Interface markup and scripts
◇ ◇ ◇ ◇

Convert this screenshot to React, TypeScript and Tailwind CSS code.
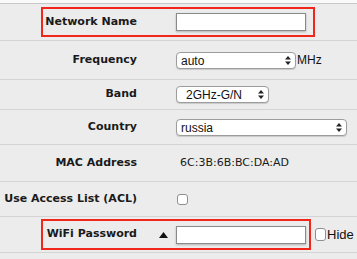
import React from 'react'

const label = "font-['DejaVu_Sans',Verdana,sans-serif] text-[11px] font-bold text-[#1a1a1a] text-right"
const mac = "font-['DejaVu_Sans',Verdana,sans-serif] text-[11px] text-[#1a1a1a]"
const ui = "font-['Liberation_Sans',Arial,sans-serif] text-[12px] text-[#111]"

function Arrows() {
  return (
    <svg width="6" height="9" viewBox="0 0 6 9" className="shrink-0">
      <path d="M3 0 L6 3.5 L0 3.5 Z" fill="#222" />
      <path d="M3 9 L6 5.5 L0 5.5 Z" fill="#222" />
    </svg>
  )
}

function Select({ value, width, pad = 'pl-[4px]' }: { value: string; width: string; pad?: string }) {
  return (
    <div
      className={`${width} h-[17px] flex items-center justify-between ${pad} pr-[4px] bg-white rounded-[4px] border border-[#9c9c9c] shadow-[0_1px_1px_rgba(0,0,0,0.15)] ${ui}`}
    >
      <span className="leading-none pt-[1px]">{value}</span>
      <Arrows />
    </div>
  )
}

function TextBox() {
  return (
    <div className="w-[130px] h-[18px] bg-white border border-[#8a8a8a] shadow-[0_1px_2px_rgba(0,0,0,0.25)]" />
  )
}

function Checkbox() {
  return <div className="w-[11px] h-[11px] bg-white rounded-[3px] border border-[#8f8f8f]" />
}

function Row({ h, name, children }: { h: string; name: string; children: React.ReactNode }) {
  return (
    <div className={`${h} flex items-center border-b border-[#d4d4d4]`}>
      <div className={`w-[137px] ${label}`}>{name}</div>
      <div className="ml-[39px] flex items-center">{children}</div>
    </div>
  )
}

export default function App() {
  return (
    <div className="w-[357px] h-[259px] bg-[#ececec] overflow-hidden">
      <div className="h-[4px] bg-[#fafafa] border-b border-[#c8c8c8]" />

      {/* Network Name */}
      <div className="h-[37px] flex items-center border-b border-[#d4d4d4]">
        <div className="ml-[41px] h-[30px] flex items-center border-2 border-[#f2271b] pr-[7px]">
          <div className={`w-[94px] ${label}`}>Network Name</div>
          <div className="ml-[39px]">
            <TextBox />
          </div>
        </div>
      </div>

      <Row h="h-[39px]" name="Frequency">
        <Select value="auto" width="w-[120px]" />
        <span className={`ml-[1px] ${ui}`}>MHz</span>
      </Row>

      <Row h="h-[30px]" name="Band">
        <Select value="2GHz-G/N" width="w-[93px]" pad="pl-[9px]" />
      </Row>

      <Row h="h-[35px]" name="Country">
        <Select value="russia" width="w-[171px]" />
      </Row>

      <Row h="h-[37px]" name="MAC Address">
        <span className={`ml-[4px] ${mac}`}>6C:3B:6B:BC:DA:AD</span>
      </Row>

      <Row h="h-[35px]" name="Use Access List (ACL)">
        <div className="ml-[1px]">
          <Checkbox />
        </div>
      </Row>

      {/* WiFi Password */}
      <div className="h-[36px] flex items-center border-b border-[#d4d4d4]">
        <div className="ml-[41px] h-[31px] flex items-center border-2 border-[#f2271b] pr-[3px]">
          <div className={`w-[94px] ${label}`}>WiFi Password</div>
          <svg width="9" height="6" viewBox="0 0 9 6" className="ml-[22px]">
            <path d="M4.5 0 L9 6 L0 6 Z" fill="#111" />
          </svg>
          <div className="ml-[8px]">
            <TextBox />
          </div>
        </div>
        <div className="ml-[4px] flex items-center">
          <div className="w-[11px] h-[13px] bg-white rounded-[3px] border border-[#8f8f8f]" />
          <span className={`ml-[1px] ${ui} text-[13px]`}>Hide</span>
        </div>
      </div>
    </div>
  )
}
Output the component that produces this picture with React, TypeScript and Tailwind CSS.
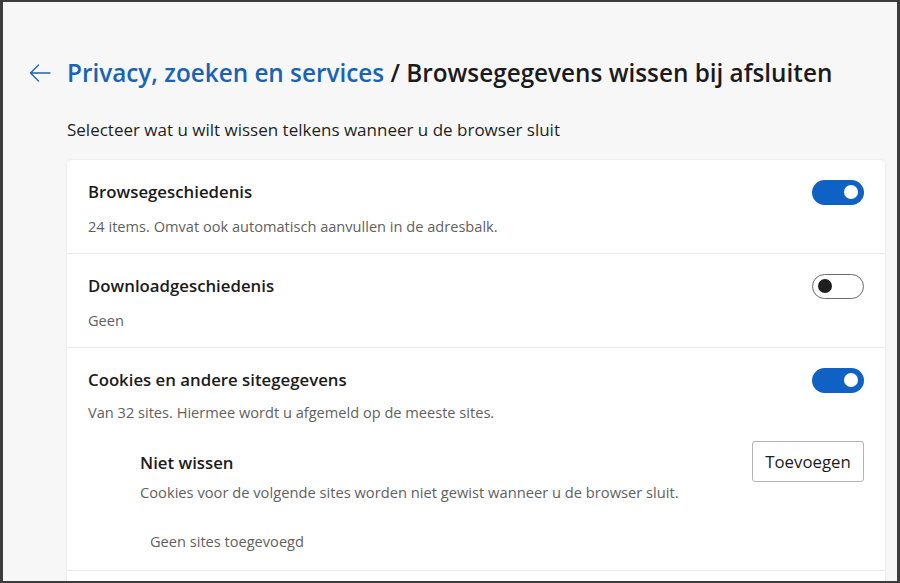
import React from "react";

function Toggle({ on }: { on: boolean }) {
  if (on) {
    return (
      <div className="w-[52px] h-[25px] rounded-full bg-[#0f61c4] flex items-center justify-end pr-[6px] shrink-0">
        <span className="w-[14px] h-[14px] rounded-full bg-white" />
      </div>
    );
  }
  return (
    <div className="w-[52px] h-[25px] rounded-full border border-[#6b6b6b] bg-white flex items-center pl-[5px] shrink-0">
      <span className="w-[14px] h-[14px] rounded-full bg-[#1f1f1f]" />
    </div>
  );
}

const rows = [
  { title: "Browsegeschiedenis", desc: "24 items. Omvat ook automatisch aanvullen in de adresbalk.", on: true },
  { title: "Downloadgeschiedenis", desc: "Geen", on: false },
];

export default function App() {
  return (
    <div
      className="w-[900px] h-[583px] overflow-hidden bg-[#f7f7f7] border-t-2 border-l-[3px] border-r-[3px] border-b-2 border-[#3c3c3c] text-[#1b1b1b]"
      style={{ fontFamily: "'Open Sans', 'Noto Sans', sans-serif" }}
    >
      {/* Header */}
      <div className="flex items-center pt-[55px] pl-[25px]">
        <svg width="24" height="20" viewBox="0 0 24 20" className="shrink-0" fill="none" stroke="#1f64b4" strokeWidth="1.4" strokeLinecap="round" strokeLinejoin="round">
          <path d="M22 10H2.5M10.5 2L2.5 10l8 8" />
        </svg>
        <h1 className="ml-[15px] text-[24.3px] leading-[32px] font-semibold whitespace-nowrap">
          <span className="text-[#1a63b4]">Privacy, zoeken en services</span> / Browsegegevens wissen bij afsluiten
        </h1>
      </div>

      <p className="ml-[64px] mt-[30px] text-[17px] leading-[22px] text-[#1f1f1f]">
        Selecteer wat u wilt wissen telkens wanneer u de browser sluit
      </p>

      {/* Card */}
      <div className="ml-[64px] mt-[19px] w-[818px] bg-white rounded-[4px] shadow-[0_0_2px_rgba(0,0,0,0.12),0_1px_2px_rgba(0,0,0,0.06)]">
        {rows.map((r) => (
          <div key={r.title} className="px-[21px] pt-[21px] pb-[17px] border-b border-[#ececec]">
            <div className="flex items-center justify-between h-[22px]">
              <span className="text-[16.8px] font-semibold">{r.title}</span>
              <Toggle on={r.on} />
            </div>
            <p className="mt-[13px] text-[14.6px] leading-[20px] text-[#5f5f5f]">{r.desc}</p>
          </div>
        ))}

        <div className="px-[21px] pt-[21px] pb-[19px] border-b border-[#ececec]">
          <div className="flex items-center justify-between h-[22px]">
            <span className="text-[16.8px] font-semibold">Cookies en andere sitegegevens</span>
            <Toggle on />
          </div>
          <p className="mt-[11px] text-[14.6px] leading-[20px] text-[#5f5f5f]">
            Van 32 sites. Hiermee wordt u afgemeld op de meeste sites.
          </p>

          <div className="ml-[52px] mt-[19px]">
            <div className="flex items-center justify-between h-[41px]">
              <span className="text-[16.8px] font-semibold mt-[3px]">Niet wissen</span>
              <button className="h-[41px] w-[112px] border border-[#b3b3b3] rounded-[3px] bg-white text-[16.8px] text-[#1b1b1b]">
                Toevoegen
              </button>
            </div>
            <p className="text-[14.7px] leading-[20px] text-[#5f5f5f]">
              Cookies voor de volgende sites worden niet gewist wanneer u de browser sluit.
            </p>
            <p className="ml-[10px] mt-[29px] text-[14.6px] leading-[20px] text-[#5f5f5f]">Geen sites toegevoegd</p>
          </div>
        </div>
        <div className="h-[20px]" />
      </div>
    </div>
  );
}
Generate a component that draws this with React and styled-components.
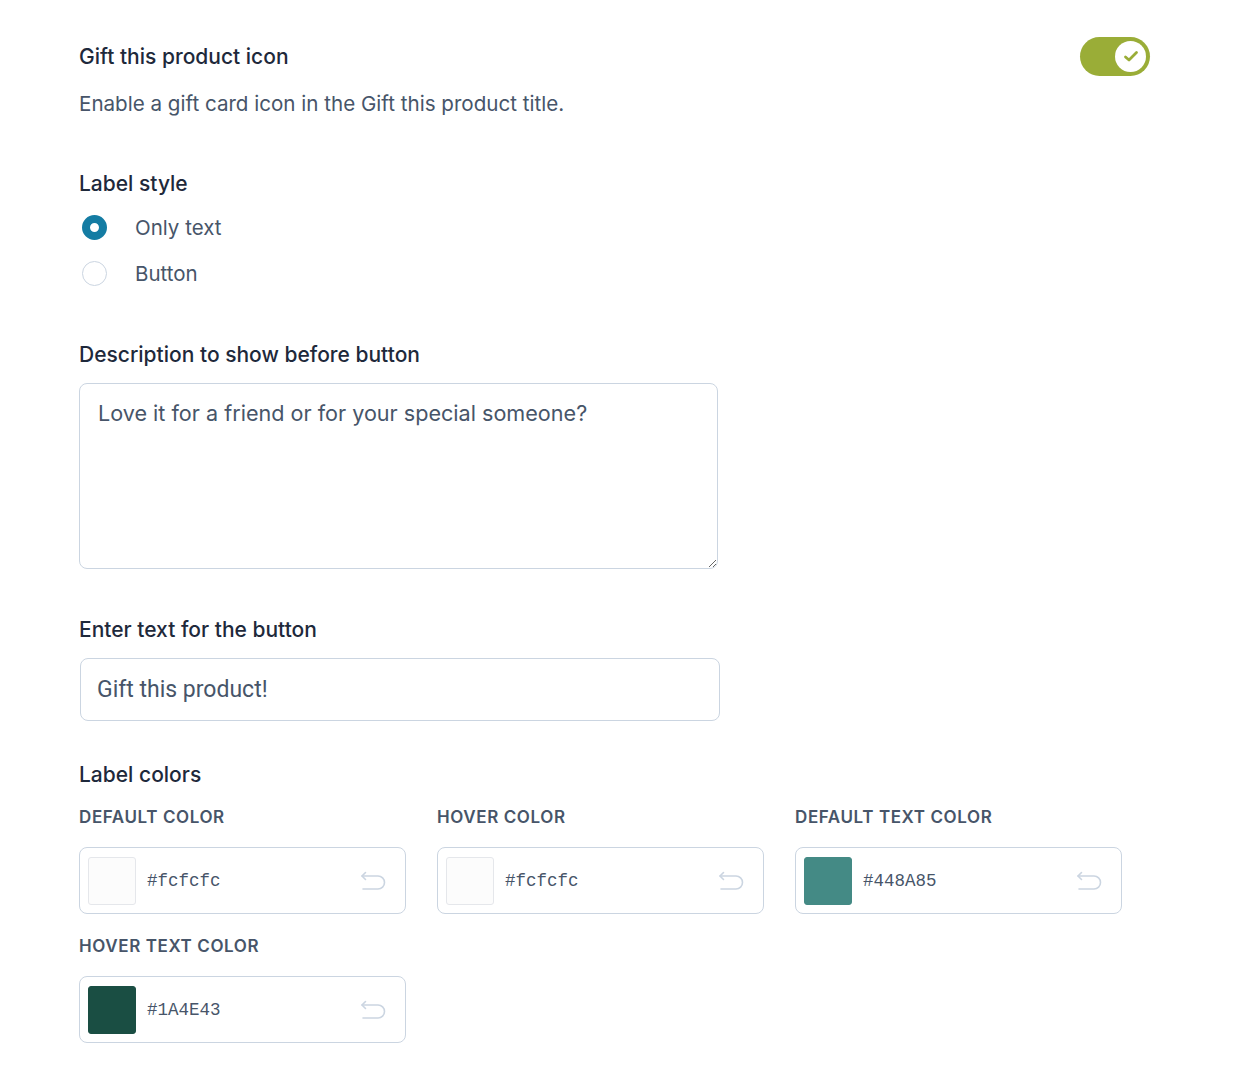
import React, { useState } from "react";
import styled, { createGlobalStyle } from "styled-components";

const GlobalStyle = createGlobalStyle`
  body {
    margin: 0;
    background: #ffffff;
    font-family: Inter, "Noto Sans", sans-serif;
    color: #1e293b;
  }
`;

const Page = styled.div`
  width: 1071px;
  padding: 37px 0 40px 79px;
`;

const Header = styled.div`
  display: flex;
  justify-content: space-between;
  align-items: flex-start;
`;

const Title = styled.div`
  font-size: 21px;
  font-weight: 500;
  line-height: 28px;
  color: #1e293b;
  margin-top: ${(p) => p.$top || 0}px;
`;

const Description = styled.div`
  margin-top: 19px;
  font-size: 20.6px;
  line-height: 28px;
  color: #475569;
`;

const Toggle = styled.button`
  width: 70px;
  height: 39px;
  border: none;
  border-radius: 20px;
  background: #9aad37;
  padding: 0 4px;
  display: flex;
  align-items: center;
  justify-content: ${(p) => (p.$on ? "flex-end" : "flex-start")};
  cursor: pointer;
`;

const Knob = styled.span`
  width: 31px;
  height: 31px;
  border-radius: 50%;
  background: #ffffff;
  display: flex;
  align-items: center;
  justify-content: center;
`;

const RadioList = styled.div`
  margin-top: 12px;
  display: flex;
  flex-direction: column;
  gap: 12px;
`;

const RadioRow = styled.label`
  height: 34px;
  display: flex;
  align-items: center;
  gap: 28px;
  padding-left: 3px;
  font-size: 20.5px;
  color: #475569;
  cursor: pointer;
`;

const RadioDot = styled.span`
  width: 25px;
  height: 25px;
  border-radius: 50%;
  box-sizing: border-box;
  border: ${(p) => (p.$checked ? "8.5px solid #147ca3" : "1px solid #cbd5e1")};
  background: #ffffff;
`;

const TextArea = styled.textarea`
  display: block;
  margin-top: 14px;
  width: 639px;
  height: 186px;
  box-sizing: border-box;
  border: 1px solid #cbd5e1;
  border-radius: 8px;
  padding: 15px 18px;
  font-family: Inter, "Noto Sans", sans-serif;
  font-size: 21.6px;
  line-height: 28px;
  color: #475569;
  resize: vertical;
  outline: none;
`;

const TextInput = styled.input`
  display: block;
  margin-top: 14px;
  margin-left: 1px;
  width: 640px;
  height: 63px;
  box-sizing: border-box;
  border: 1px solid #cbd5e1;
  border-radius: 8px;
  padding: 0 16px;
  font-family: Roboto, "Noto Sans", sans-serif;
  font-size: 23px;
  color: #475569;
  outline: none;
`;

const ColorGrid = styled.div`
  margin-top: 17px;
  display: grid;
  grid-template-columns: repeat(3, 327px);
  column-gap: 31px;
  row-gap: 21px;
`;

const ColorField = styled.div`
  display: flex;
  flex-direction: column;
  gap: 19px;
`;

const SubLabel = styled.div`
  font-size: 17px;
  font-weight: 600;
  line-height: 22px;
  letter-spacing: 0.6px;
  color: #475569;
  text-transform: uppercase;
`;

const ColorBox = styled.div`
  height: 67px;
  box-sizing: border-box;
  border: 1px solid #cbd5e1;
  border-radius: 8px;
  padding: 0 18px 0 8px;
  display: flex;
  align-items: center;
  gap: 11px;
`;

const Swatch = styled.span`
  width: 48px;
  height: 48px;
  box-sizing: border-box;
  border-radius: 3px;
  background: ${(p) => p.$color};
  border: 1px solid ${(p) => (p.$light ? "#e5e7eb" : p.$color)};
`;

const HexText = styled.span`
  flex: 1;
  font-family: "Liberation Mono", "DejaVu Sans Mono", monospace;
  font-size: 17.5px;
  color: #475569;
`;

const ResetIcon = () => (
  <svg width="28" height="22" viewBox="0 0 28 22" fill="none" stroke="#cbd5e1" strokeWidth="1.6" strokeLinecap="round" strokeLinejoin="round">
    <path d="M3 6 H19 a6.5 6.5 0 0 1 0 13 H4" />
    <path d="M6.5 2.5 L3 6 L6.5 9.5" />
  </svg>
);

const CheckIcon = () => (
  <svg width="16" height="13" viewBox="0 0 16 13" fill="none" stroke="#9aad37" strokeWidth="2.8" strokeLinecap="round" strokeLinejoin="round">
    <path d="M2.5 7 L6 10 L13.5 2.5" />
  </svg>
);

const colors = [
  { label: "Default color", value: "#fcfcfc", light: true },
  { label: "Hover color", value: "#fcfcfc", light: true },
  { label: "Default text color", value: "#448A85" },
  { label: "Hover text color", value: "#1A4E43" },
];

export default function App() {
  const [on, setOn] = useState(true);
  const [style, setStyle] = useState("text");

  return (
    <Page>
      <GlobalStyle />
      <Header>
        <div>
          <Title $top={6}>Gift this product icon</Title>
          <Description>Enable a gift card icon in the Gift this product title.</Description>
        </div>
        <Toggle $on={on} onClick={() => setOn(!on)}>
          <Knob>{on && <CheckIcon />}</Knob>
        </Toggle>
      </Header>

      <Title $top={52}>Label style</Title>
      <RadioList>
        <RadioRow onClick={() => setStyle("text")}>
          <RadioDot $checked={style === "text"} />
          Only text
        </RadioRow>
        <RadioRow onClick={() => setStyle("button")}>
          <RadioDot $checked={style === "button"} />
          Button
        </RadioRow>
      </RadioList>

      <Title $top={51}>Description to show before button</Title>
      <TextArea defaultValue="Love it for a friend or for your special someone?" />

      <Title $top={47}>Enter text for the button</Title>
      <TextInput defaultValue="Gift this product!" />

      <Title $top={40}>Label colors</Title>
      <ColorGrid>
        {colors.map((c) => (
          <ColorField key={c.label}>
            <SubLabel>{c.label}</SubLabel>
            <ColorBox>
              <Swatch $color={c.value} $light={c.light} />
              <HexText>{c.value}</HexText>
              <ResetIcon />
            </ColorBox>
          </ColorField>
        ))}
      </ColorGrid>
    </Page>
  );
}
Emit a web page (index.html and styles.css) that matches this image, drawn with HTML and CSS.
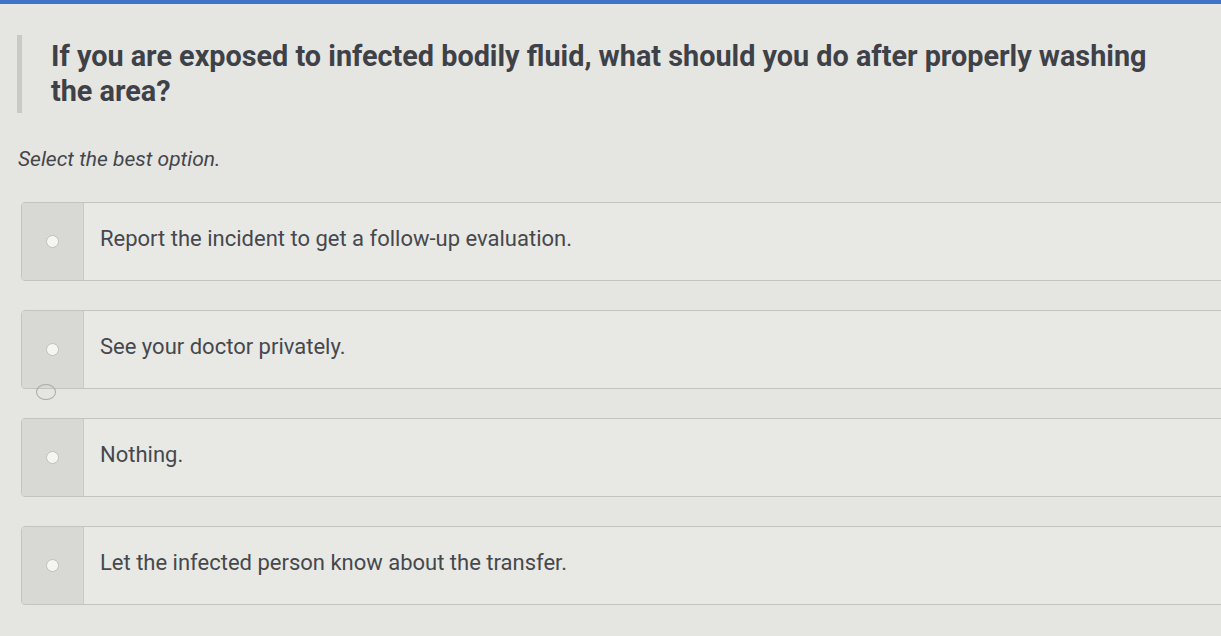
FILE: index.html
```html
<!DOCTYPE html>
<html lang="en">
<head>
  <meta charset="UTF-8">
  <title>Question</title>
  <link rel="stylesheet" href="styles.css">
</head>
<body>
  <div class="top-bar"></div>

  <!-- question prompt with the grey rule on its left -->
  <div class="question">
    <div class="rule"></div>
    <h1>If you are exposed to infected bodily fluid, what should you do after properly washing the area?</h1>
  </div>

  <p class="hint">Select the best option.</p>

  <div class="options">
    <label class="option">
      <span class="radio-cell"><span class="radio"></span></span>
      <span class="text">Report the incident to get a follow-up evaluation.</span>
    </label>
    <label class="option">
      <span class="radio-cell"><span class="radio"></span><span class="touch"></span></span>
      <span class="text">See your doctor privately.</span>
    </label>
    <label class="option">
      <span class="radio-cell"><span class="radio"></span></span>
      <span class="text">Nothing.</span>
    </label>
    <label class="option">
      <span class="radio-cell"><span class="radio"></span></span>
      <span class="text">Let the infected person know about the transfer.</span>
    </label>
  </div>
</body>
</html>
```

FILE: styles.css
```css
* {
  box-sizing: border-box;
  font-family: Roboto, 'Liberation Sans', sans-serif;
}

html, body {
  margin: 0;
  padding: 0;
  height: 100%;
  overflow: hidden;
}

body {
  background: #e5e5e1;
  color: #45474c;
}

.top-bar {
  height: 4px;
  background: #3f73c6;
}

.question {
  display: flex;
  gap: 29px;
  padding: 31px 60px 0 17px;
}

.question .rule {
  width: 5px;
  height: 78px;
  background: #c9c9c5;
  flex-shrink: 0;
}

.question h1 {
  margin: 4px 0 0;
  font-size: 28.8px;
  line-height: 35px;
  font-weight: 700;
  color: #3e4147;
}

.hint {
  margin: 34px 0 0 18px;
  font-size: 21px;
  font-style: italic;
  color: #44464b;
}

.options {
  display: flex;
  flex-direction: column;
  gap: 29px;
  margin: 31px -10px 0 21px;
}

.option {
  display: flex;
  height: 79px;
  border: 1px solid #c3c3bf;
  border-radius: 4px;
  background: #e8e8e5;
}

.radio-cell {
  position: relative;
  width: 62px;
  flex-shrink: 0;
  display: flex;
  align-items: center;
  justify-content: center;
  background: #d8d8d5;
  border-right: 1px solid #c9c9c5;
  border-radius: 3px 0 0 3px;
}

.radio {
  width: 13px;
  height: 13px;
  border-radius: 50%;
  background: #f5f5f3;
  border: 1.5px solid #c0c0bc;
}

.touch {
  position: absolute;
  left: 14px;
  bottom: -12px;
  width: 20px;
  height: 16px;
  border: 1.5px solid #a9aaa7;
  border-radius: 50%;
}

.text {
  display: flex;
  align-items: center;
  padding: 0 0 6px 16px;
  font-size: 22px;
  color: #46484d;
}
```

◇ ◇ ◇ ◇

● **PROBLEM**
Work through the records line by line and tally those with the word "TypeScript". Report only the total.

● **WRITTEN ANSWER**
2